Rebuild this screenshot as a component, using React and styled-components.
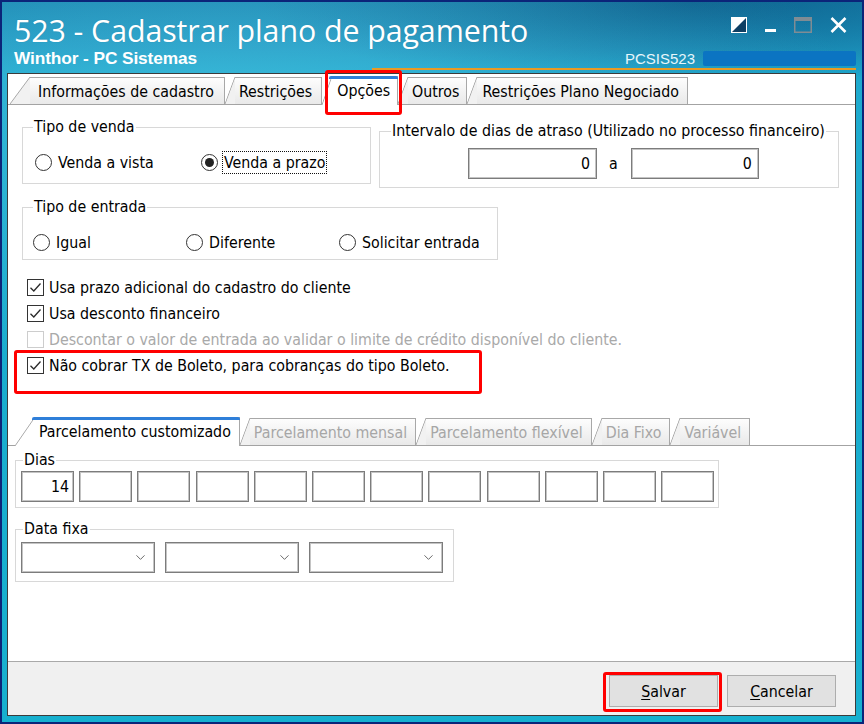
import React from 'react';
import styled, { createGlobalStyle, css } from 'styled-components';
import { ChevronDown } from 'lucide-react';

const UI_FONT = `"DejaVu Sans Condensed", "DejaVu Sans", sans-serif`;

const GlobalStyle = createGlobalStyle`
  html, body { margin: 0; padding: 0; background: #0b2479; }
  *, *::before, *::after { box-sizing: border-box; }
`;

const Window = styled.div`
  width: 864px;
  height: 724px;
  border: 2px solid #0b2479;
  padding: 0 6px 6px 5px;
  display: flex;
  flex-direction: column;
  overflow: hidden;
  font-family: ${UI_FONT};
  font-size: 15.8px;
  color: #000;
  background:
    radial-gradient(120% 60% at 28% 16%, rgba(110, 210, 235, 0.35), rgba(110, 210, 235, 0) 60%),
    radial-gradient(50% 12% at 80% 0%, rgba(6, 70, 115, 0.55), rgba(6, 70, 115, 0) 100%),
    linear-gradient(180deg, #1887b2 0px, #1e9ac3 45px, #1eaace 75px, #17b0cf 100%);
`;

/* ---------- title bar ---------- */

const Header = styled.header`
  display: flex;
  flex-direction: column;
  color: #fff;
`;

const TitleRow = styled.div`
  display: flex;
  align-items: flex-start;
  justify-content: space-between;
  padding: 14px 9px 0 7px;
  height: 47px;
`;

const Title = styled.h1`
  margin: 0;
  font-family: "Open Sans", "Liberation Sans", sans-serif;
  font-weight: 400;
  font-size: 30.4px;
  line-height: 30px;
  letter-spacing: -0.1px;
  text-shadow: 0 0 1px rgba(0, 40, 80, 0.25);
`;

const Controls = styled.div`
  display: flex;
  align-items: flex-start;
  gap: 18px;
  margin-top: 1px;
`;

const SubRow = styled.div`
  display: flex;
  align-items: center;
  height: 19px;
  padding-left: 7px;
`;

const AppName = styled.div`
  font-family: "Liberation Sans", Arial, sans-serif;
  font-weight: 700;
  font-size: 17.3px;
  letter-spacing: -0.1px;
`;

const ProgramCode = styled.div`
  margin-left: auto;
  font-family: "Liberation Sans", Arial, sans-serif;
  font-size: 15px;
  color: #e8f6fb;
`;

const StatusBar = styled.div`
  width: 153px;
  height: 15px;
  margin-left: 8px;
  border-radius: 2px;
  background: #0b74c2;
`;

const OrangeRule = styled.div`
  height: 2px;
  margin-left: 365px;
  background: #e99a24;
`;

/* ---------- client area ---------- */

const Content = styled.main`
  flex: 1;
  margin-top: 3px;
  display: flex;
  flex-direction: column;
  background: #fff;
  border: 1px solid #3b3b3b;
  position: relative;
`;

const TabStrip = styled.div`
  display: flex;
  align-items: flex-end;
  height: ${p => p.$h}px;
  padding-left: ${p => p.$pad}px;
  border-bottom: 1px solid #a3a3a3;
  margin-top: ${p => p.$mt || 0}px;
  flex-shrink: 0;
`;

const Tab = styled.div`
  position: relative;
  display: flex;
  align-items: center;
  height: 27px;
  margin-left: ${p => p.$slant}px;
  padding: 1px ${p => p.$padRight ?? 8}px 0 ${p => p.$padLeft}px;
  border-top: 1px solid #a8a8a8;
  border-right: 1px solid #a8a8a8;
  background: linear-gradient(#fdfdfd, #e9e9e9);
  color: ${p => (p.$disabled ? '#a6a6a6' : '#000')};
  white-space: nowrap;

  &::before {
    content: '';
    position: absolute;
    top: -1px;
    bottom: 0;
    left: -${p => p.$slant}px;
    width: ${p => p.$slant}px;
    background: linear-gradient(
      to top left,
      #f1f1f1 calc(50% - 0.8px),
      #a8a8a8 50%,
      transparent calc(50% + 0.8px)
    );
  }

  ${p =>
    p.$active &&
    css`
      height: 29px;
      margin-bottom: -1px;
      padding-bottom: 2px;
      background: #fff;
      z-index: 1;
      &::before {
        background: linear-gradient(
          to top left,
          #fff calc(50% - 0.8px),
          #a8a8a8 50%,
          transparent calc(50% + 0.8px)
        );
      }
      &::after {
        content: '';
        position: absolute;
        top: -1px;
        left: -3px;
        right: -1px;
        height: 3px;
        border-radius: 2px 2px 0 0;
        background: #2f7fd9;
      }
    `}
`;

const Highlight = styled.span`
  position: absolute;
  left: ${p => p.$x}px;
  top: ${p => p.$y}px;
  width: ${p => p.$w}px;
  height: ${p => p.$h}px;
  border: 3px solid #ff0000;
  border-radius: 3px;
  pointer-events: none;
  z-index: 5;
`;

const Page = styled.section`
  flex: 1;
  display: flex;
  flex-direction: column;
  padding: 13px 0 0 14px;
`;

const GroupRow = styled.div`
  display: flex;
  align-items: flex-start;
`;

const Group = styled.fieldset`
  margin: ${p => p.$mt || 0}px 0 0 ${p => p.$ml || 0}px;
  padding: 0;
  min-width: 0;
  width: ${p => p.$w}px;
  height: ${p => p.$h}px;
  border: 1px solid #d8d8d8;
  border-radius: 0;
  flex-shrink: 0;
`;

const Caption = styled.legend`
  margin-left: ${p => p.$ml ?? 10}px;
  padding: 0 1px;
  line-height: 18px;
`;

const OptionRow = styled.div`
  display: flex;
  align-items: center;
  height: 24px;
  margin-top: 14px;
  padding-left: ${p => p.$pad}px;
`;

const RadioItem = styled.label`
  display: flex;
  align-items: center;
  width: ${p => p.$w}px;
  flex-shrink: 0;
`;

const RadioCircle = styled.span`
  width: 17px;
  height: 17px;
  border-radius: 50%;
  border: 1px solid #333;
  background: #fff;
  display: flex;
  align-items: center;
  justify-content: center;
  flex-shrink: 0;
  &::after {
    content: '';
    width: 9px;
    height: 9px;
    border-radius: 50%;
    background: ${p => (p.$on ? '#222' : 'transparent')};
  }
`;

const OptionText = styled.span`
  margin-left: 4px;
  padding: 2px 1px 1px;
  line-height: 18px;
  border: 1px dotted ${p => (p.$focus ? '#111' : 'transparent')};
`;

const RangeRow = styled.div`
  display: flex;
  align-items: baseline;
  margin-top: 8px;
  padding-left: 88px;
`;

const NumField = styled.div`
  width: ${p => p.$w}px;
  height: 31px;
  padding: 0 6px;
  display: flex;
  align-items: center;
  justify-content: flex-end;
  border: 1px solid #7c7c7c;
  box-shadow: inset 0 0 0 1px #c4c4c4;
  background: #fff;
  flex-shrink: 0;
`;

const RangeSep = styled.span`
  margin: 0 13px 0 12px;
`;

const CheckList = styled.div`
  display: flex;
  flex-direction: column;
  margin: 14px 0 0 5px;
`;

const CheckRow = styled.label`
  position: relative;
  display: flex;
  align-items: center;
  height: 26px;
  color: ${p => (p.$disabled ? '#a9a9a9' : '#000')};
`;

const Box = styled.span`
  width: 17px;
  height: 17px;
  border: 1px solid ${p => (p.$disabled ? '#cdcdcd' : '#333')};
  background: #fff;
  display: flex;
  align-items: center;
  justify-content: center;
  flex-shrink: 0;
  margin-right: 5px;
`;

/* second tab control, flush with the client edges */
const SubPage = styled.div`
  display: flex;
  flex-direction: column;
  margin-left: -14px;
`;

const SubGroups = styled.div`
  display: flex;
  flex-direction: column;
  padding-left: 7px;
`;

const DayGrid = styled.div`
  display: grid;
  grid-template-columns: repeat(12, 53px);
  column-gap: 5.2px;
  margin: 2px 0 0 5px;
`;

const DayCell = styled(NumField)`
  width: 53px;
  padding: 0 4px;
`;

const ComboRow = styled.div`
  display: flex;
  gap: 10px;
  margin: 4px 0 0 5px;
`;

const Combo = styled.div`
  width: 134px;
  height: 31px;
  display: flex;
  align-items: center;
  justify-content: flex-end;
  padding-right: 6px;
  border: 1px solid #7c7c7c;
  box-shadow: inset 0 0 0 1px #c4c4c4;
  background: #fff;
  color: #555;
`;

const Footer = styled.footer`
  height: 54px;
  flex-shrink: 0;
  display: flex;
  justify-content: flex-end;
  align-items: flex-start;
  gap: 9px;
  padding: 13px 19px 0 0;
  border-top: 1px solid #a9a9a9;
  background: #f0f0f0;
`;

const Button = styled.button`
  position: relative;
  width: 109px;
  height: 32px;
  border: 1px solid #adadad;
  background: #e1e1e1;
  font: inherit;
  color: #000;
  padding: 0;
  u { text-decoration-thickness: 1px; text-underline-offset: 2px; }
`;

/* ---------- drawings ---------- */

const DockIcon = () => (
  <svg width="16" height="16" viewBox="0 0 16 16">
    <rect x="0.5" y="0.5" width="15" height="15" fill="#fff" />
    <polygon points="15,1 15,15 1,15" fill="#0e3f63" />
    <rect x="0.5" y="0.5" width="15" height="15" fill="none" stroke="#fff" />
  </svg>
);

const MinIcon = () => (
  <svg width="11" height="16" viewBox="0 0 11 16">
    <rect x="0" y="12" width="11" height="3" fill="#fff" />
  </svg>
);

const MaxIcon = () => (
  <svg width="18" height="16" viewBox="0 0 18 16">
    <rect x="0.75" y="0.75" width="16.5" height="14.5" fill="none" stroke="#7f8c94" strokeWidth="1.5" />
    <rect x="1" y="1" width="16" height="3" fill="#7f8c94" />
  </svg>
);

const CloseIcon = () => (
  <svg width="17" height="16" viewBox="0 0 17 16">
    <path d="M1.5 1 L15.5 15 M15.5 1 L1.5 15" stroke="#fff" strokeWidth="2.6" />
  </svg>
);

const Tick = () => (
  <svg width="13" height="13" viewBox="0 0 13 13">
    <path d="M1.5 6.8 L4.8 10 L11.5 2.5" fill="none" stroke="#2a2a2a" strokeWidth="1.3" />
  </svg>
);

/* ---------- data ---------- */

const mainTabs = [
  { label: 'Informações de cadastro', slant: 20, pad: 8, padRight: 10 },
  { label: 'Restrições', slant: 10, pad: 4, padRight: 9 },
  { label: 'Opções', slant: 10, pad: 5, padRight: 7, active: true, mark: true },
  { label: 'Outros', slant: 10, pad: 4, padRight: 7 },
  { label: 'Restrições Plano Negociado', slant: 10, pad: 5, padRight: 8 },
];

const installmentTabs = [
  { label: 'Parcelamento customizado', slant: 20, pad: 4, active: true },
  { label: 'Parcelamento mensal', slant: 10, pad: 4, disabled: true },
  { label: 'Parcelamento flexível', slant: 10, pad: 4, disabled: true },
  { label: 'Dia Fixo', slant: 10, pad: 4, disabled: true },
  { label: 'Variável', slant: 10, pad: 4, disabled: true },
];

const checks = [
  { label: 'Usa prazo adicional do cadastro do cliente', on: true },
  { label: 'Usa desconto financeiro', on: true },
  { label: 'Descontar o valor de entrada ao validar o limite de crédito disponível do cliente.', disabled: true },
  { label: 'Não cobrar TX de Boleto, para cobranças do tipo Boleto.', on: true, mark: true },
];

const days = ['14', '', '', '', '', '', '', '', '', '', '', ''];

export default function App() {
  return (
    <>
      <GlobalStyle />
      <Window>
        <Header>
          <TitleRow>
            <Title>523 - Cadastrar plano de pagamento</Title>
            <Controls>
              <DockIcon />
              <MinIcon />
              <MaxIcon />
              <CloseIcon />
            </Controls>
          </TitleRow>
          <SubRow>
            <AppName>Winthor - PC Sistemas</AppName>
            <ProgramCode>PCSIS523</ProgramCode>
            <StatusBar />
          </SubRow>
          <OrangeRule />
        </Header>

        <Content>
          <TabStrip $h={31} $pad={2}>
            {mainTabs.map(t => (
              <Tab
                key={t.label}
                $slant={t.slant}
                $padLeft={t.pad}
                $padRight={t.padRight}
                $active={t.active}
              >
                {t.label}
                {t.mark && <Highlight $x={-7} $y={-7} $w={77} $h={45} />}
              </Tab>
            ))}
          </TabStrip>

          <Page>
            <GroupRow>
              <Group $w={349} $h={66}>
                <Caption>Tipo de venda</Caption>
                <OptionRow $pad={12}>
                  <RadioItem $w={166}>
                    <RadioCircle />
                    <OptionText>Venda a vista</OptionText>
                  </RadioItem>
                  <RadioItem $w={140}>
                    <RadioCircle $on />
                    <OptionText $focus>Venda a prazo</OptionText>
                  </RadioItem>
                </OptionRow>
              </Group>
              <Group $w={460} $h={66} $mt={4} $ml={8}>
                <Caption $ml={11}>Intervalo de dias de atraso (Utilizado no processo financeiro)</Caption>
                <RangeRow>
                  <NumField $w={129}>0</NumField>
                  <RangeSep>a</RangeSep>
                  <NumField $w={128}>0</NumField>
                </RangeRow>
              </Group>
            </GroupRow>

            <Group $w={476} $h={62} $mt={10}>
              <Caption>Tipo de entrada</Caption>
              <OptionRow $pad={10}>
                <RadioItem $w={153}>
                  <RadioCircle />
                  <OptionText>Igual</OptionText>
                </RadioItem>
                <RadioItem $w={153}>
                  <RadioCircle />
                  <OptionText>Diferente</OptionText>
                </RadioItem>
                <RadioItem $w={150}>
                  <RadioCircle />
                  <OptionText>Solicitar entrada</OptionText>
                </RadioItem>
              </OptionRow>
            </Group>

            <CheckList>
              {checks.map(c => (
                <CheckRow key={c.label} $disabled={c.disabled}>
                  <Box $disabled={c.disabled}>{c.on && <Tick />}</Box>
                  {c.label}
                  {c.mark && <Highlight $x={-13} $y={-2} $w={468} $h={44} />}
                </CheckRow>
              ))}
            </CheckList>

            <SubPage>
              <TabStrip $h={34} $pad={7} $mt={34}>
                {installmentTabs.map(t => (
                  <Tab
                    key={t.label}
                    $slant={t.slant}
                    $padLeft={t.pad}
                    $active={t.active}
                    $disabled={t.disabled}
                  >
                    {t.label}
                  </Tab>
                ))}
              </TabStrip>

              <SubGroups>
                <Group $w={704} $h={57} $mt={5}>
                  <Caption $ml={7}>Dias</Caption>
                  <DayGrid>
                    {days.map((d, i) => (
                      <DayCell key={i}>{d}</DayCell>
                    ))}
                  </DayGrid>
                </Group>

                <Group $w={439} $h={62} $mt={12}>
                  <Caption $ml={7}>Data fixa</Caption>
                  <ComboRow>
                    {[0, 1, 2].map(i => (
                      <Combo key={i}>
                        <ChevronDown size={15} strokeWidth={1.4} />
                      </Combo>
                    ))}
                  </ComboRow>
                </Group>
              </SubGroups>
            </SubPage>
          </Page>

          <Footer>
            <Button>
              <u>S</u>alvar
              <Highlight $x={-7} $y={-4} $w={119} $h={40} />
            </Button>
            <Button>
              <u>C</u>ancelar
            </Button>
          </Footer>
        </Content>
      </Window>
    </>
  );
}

■ ■ ■ ■ ■ ■ ■

Extract from the material all lines containing the string "components".

Finished exercise –
Rebuild this screenshot as a component, using React and styled-components.
import styled, { createGlobalStyle, css } from 'styled-components';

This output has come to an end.